Warum das Oberlandesgericht trotz der ausdrücklichen und entscheidungserheblichen Abweichung dennoch davon ausgegangen ist, dass die Sicherung einer einheitlichen Rechtsprechung keine Entscheidung durch Urteil erfordere, ist nicht nachvollziehbar. Die Begründung des Oberlandesgerichts, die von der Beklagten zitierten Entscheidungen stünden seiner Rechtsauffassung nicht entgegen, da diesen andere Vertragskonstruktionen zugrunde gelegen hätten, ist offensichtlich unvertretbar. Denn für die Frage der Divergenz kommt es nur darauf an, dass das Oberlandesgericht bei der Beantwortung der abstrakten Rechtsfrage, unter welchen Umständen ein Kunde, mit dem bereits eine Geschäftsbeziehung besteht, dennoch als „neuer” Kunde im Sinne des § 89b Abs. 1 Satz 1 HGB angesehen werden kann, von dem genannten abstrakten Rechtssatz abgewichen ist.
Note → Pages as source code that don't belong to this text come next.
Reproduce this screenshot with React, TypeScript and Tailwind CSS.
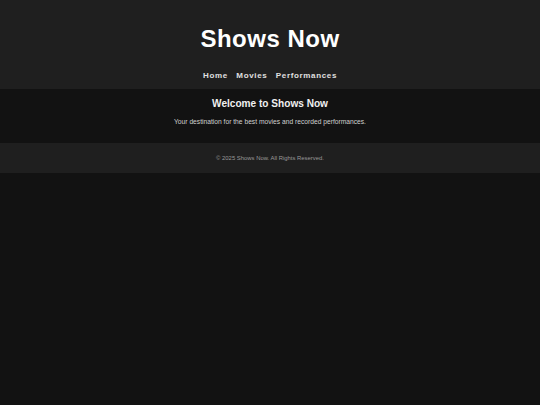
export default function App() {
  return (
    <div className="min-h-screen bg-[#121212] font-['Liberation_Sans',Arial,sans-serif]">
      <header className="bg-[#1f1f1f] h-[89px] pt-[25px] text-center">
        <h1 className="text-[24px] leading-[28px] font-bold text-white tracking-[0.5px]">Shows Now</h1>
        <nav className="mt-[18px] flex justify-center gap-[8.5px] text-[8px] leading-[10px] font-bold tracking-[0.65px] text-[#e0e0e0]">
          <a href="#">Home</a>
          <a href="#">Movies</a>
          <a href="#">Performances</a>
        </nav>
      </header>

      <main className="h-[54px] pt-[9px] text-center">
        <h2 className="text-[10.1px] leading-[12px] font-bold text-[#f0f0f0]">Welcome to Shows Now</h2>
        <p className="mt-[8px] text-[6.7px] leading-[8px] text-[#d0d0d0]">
          Your destination for the best movies and recorded performances.
        </p>
      </main>

      <footer className="bg-[#1f1f1f] h-[30px] flex items-center justify-center">
        <p className="text-[5.9px] text-[#999]">© 2025 Shows Now. All Rights Reserved.</p>
      </footer>
    </div>
  );
}
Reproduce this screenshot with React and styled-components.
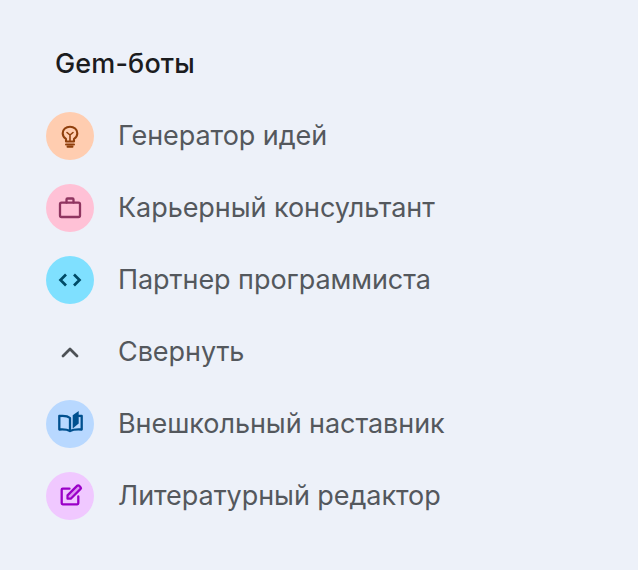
import React from "react";
import styled, { createGlobalStyle } from "styled-components";

const Global = createGlobalStyle`
  html, body { margin: 0; padding: 0; background: #edf1f9; }
  body { width: 638px; height: 570px; overflow: hidden; font-family: Inter, "Noto Sans", sans-serif; }
`;

const Panel = styled.main`
  display: flex;
  flex-direction: column;
  padding: 40px 0 0 46px;
`;

const Title = styled.h2`
  margin: 0 0 24px 9px;
  height: 48px;
  line-height: 47px;
  font-size: 27px;
  font-weight: 500;
  letter-spacing: 0.15px;
  color: #1b1c1e;
`;

const List = styled.ul`
  display: flex;
  flex-direction: column;
  gap: 24px;
  margin: 0;
  padding: 0;
  list-style: none;
`;

const Row = styled.li`
  display: flex;
  align-items: center;
  gap: 24px;
  height: 48px;
`;

const Badge = styled.span`
  display: flex;
  align-items: center;
  justify-content: center;
  width: 48px;
  height: 48px;
  border-radius: 50%;
  background: ${(p) => p.$bg || "transparent"};
  color: ${(p) => p.$fg};
`;

const Label = styled.span`
  padding-bottom: 2px;
  font-size: 27px;
  font-weight: 400;
  letter-spacing: -0.06px;
  color: #54585d;
  white-space: nowrap;
`;

const Icon = ({ children }) => (
  <svg width="28" height="28" viewBox="0 0 28 28" fill="none" stroke="currentColor" strokeWidth="2.3" strokeLinecap="round" strokeLinejoin="round">
    {children}
  </svg>
);

const Bulb = () => (
  <Icon>
    <path d="M10 19.500v-2.700C7.900 15.600 6.700 13.500 6.700 11.200 6.700 7.300 10 4.700 14 4.700s7.300 2.600 7.300 6.500c0 2.300-1.200 4.400-3.300 5.600v2.700z" strokeWidth="2.100" />
    <path d="M10 22.600h8M11.500 24.800h5" strokeWidth="2" />
    <path d="M11 10.500 14 13l3-2.500M14 13v5.500" strokeWidth="1.600" />
  </Icon>
);
const Case = () => (
  <Icon>
    <rect x="4" y="8.700" width="20" height="14.300" rx="1.500" />
    <path d="M10.500 8.500V5.500c0-.6.400-1 1-1h5c.6 0 1 .4 1 1v3" />
  </Icon>
);
const Code = () => (
  <Icon>
    <path d="M10 8.500 4.500 14l5.500 5.500M18 8.500 23.500 14 18 19.500" strokeWidth="2.700" strokeLinecap="butt" strokeLinejoin="miter" />
  </Icon>
);
const Chevron = () => (
  <Icon>
    <path d="M7 18l7-7 7 7" strokeWidth="2.800" />
  </Icon>
);
const Book = () => (
  <Icon>
    <path d="M14 21c-2.500-1.500-6.500-1.800-10.700-1.500V6c4.500-.5 8.500 0 10.700 2v13c2.800-1.500 7.500-1.800 11.700-1.500V6c-1-.1-2-.1-3-.1" />
    <path d="M16.700 5.200 22.700 1v12.500l-6 5z" fill="currentColor" stroke="none" />
  </Icon>
);
const Edit = () => (
  <Icon>
    <path d="M13.500 6.700H6.700c-.6 0-1 .4-1 1V21.300c0 .6.400 1 1 1h14.600c.6 0 1-.4 1-1V14.500" />
    <path d="M11.500 16.700V13.400L21.300 3.600c.5-.5 1.200-.5 1.700 0l1.600 1.600c.5.500.5 1.200 0 1.700L14.800 16.700z" strokeWidth="2.200" fill="currentColor" fillOpacity="0.25" />
  </Icon>
);

const items = [
  { label: "Генератор идей", bg: "#ffcdb0", fg: "#8f3f0c", icon: <Bulb /> },
  { label: "Карьерный консультант", bg: "#ffc1d6", fg: "#8f3560", icon: <Case /> },
  { label: "Партнер программиста", bg: "#7fe0ff", fg: "#004a66", icon: <Code /> },
  { label: "Свернуть", fg: "#4d5156", icon: <Chevron /> },
  { label: "Внешкольный наставник", bg: "#b8d8ff", fg: "#00508f", icon: <Book /> },
  { label: "Литературный редактор", bg: "#f0c8ff", fg: "#9a00c8", icon: <Edit /> },
];

export default function App() {
  return (
    <>
      <Global />
      <Panel>
        <Title>Gem-боты</Title>
        <List>
          {items.map((it) => (
            <Row key={it.label}>
              <Badge $bg={it.bg} $fg={it.fg}>{it.icon}</Badge>
              <Label>{it.label}</Label>
            </Row>
          ))}
        </List>
      </Panel>
    </>
  );
}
Diese Abweichung wird durch die Besonderheiten der vorliegenden Vertragskonstruktion nicht berührt.
2. Ob auch insoweit von einer willkürlichen Auslegung und Anwendung des § 522 Abs. 2 ZPO a.F. auszugehen ist, weil eine Entscheidung im Beschlusswege auch deswegen hätte offensichtlich unterbleiben müssen, weil der Rechtssache grundsätzliche Bedeutung zukommt, kann offen bleiben.
III.
Der Beschluss des Oberlandesgerichts ist hiernach gemäß § 93c Abs. 2 in Verbindung mit § 95 Abs. 2 BVerfGG aufzuheben; die Sache ist an das Oberlandesgericht zurückzuverweisen.
Die Entscheidung über die Auslagenerstattung beruht auf § 34a Abs. 2 BVerfGG. Der nach § 37 Abs. 2 in Verbindung mit § 14 Abs. 1 RVG festzusetzende Gegenstandswert für die anwaltliche Tätigkeit beträgt 8.000 EUR (vgl. BVerfGE 79, 365 ≪367 ff.≫).